Description of the task – Copy out the data below as written; omit any images.

Available data –
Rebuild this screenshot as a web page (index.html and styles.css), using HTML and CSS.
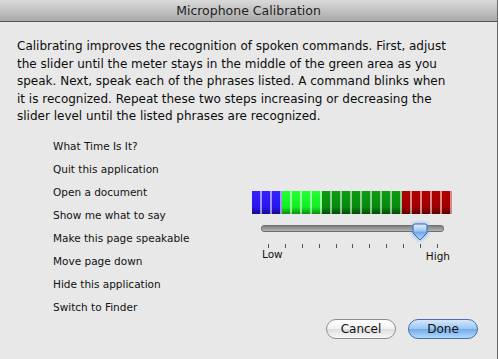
FILE: index.html
```html
<!DOCTYPE html>
<html lang="en">
<head>
    <meta charset="UTF-8">
    <title>Microphone Calibration</title>
    <link rel="stylesheet" href="styles.css">
</head>
<body>
    <div class="window">
        <div class="titlebar">Microphone Calibration</div>

        <div class="content">
            <p class="intro">
                Calibrating improves the recognition of spoken commands. First, adjust<br>
                the slider until the meter stays in the middle of the green area as you<br>
                speak. Next, speak each of the phrases listed. A command blinks when<br>
                it is recognized. Repeat these two steps increasing or decreasing the<br>
                slider level until the listed phrases are recognized.
            </p>

            <div class="main">
                <ul class="phrases">
                    <li>What Time Is It?</li>
                    <li>Quit this application</li>
                    <li>Open a document</li>
                    <li>Show me what to say</li>
                    <li>Make this page speakable</li>
                    <li>Move page down</li>
                    <li>Hide this application</li>
                    <li>Switch to Finder</li>
                </ul>

                <div class="calibration">
                    <div class="meter">
                        <span class="seg blue"></span>
                        <span class="seg blue"></span>
                        <span class="seg blue"></span>
                        <span class="seg lime"></span>
                        <span class="seg lime"></span>
                        <span class="seg lime"></span>
                        <span class="seg lime"></span>
                        <span class="seg green"></span>
                        <span class="seg green"></span>
                        <span class="seg green"></span>
                        <span class="seg green"></span>
                        <span class="seg green"></span>
                        <span class="seg green"></span>
                        <span class="seg green"></span>
                        <span class="seg green"></span>
                        <span class="seg red"></span>
                        <span class="seg red"></span>
                        <span class="seg red"></span>
                        <span class="seg red"></span>
                        <span class="seg red"></span>
                    </div>

                    <div class="slider">
                        <div class="track"></div>
                        <svg class="knob" width="20" height="20" viewBox="0 0 20 20">
                            <defs>
                                <linearGradient id="knobFill" x1="0" y1="0" x2="0" y2="1">
                                    <stop offset="0" stop-color="#e2effd"/>
                                    <stop offset="0.45" stop-color="#9cc5f2"/>
                                    <stop offset="0.5" stop-color="#6ea6e8"/>
                                    <stop offset="1" stop-color="#b8dcfc"/>
                                </linearGradient>
                            </defs>
                            <path d="M3,4 Q3,2 5,2 H15 Q17,2 17,4 V11 L10,18 L3,11 Z" fill="url(#knobFill)" stroke="#3c6aa6" stroke-width="1"/>
                        </svg>
                    </div>

                    <div class="ticks">
                        <span></span><span></span><span></span><span></span><span></span><span></span>
                        <span></span><span></span><span></span><span></span><span></span>
                    </div>
                    <div class="scale">
                        <span>Low</span>
                        <span class="high">High</span>
                    </div>
                </div>
            </div>

            <div class="buttons">
                <button class="btn">Cancel</button>
                <button class="btn default">Done</button>
            </div>
        </div>
    </div>
</body>
</html>
```

FILE: styles.css
```css
body { margin: 0; background: #fff; font-family: "DejaVu Sans", "Liberation Sans", sans-serif; color: #111; }
.window { width: 497px; height: 359px; background: #e8e8e8; border-right: 1px solid #6a6a6a; box-sizing: content-box; overflow: hidden; }

.titlebar { height: 21px; line-height: 22px; text-align: center; font-size: 12.5px; color: #1e1e1e; background: linear-gradient(#dadada, #a9a9a9); border-bottom: 1px solid #555; }

.content { padding: 16px 19px 0 17px; }
.intro { margin: 0; font-size: 12px; line-height: 17.5px; white-space: nowrap; color: #0c0c0c; }

.main { display: flex; margin-top: 9px; }
.phrases { list-style: none; margin: 0; padding: 0 0 0 36px; width: 199px; font-size: 10.5px; line-height: 23px; }

.calibration { margin-top: 56px; width: 200px; }
.meter { display: flex; height: 23px; }
.seg { width: 10px; height: 23px; box-sizing: border-box; border-right: 2px solid rgba(255,255,255,0.55); }
.seg.blue { background: linear-gradient(#3524ff, #2a14f0 70%, #150a8c); }
.seg.lime { background: linear-gradient(#22ff33, #12ee22 70%, #0a8c12); }
.seg.green { background: linear-gradient(#0c9a14, #078a0e 70%, #034a06); }
.seg.red { background: linear-gradient(#b00000, #a00000 70%, #580000); }

.slider { position: relative; height: 18px; margin: 11px 8px 0 9px; }
.track { margin-top: 5px; height: 5px; border-radius: 3px; border: 1px solid #6e6e6e; background: linear-gradient(#7e7e7e, #b4b4b4); }
.knob { position: absolute; left: 149px; top: -3px; filter: drop-shadow(0 0 2px #6fa8ee); }

.ticks { display: flex; justify-content: space-between; width: 170px; margin: 1px 0 0 16px; }
.ticks span { width: 1px; height: 4px; background: #555; }

.scale { display: flex; justify-content: space-between; width: 188px; margin-left: 10px; font-size: 10.5px; line-height: 12px; }
.scale .high { margin-top: 2px; }

.buttons { display: flex; justify-content: flex-end; gap: 12px; }
.btn { width: 70px; height: 20px; padding: 0; font-family: inherit; font-size: 12px; color: #111; border-radius: 10px; border: 1px solid #8c8c8c; background: linear-gradient(#ffffff, #f2f2f2 50%, #dedede 52%, #f8f8f8); }
.btn.default { border-color: #4a6ea6; background: linear-gradient(#d6e8fc, #9cc6f4 48%, #74ace9 52%, #b2dafd); }
```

Solution for this problem –
Rebuild this screenshot as a web page (index.html and styles.css), using HTML and CSS.
FILE: index.html
```html
<!DOCTYPE html>
<html lang="en">
<head>
    <meta charset="UTF-8">
    <title>Microphone Calibration</title>
    <link rel="stylesheet" href="styles.css">
</head>
<body>
    <div class="window">
        <div class="titlebar">Microphone Calibration</div>

        <div class="content">
            <p class="intro">
                Calibrating improves the recognition of spoken commands. First, adjust<br>
                the slider until the meter stays in the middle of the green area as you<br>
                speak. Next, speak each of the phrases listed. A command blinks when<br>
                it is recognized. Repeat these two steps increasing or decreasing the<br>
                slider level until the listed phrases are recognized.
            </p>

            <div class="main">
                <ul class="phrases">
                    <li>What Time Is It?</li>
                    <li>Quit this application</li>
                    <li>Open a document</li>
                    <li>Show me what to say</li>
                    <li>Make this page speakable</li>
                    <li>Move page down</li>
                    <li>Hide this application</li>
                    <li>Switch to Finder</li>
                </ul>

                <div class="calibration">
                    <div class="meter">
                        <span class="seg blue"></span>
                        <span class="seg blue"></span>
                        <span class="seg blue"></span>
                        <span class="seg lime"></span>
                        <span class="seg lime"></span>
                        <span class="seg lime"></span>
                        <span class="seg lime"></span>
                        <span class="seg green"></span>
                        <span class="seg green"></span>
                        <span class="seg green"></span>
                        <span class="seg green"></span>
                        <span class="seg green"></span>
                        <span class="seg green"></span>
                        <span class="seg green"></span>
                        <span class="seg green"></span>
                        <span class="seg red"></span>
                        <span class="seg red"></span>
                        <span class="seg red"></span>
                        <span class="seg red"></span>
                        <span class="seg red"></span>
                    </div>

                    <div class="slider">
                        <div class="track"></div>
                        <svg class="knob" width="20" height="20" viewBox="0 0 20 20">
                            <defs>
                                <linearGradient id="knobFill" x1="0" y1="0" x2="0" y2="1">
                                    <stop offset="0" stop-color="#e2effd"/>
                                    <stop offset="0.45" stop-color="#9cc5f2"/>
                                    <stop offset="0.5" stop-color="#6ea6e8"/>
                                    <stop offset="1" stop-color="#b8dcfc"/>
                                </linearGradient>
                            </defs>
                            <path d="M3,4 Q3,2 5,2 H15 Q17,2 17,4 V11 L10,18 L3,11 Z" fill="url(#knobFill)" stroke="#3c6aa6" stroke-width="1"/>
                        </svg>
                    </div>

                    <div class="ticks">
                        <span></span><span></span><span></span><span></span><span></span><span></span>
                        <span></span><span></span><span></span><span></span><span></span>
                    </div>
                    <div class="scale">
                        <span>Low</span>
                        <span class="high">High</span>
                    </div>
                </div>
            </div>

            <div class="buttons">
                <button class="btn">Cancel</button>
                <button class="btn default">Done</button>
            </div>
        </div>
    </div>
</body>
</html>
```

FILE: styles.css
```css
body { margin: 0; background: #fff; font-family: "DejaVu Sans", "Liberation Sans", sans-serif; color: #111; }
.window { width: 497px; height: 359px; background: #e8e8e8; border-right: 1px solid #6a6a6a; box-sizing: content-box; overflow: hidden; }

.titlebar { height: 21px; line-height: 22px; text-align: center; font-size: 12.5px; color: #1e1e1e; background: linear-gradient(#dadada, #a9a9a9); border-bottom: 1px solid #555; }

.content { padding: 16px 19px 0 17px; }
.intro { margin: 0; font-size: 12px; line-height: 17.5px; white-space: nowrap; color: #0c0c0c; }

.main { display: flex; margin-top: 9px; }
.phrases { list-style: none; margin: 0; padding: 0 0 0 36px; width: 199px; font-size: 10.5px; line-height: 23px; }

.calibration { margin-top: 56px; width: 200px; }
.meter { display: flex; height: 23px; }
.seg { width: 10px; height: 23px; box-sizing: border-box; border-right: 2px solid rgba(255,255,255,0.55); }
.seg.blue { background: linear-gradient(#3524ff, #2a14f0 70%, #150a8c); }
.seg.lime { background: linear-gradient(#22ff33, #12ee22 70%, #0a8c12); }
.seg.green { background: linear-gradient(#0c9a14, #078a0e 70%, #034a06); }
.seg.red { background: linear-gradient(#b00000, #a00000 70%, #580000); }

.slider { position: relative; height: 18px; margin: 11px 8px 0 9px; }
.track { margin-top: 5px; height: 5px; border-radius: 3px; border: 1px solid #6e6e6e; background: linear-gradient(#7e7e7e, #b4b4b4); }
.knob { position: absolute; left: 149px; top: -3px; filter: drop-shadow(0 0 2px #6fa8ee); }

.ticks { display: flex; justify-content: space-between; width: 170px; margin: 1px 0 0 16px; }
.ticks span { width: 1px; height: 4px; background: #555; }

.scale { display: flex; justify-content: space-between; width: 188px; margin-left: 10px; font-size: 10.5px; line-height: 12px; }
.scale .high { margin-top: 2px; }

.buttons { display: flex; justify-content: flex-end; gap: 12px; }
.btn { width: 70px; height: 20px; padding: 0; font-family: inherit; font-size: 12px; color: #111; border-radius: 10px; border: 1px solid #8c8c8c; background: linear-gradient(#ffffff, #f2f2f2 50%, #dedede 52%, #f8f8f8); }
.btn.default { border-color: #4a6ea6; background: linear-gradient(#d6e8fc, #9cc6f4 48%, #74ace9 52%, #b2dafd); }
```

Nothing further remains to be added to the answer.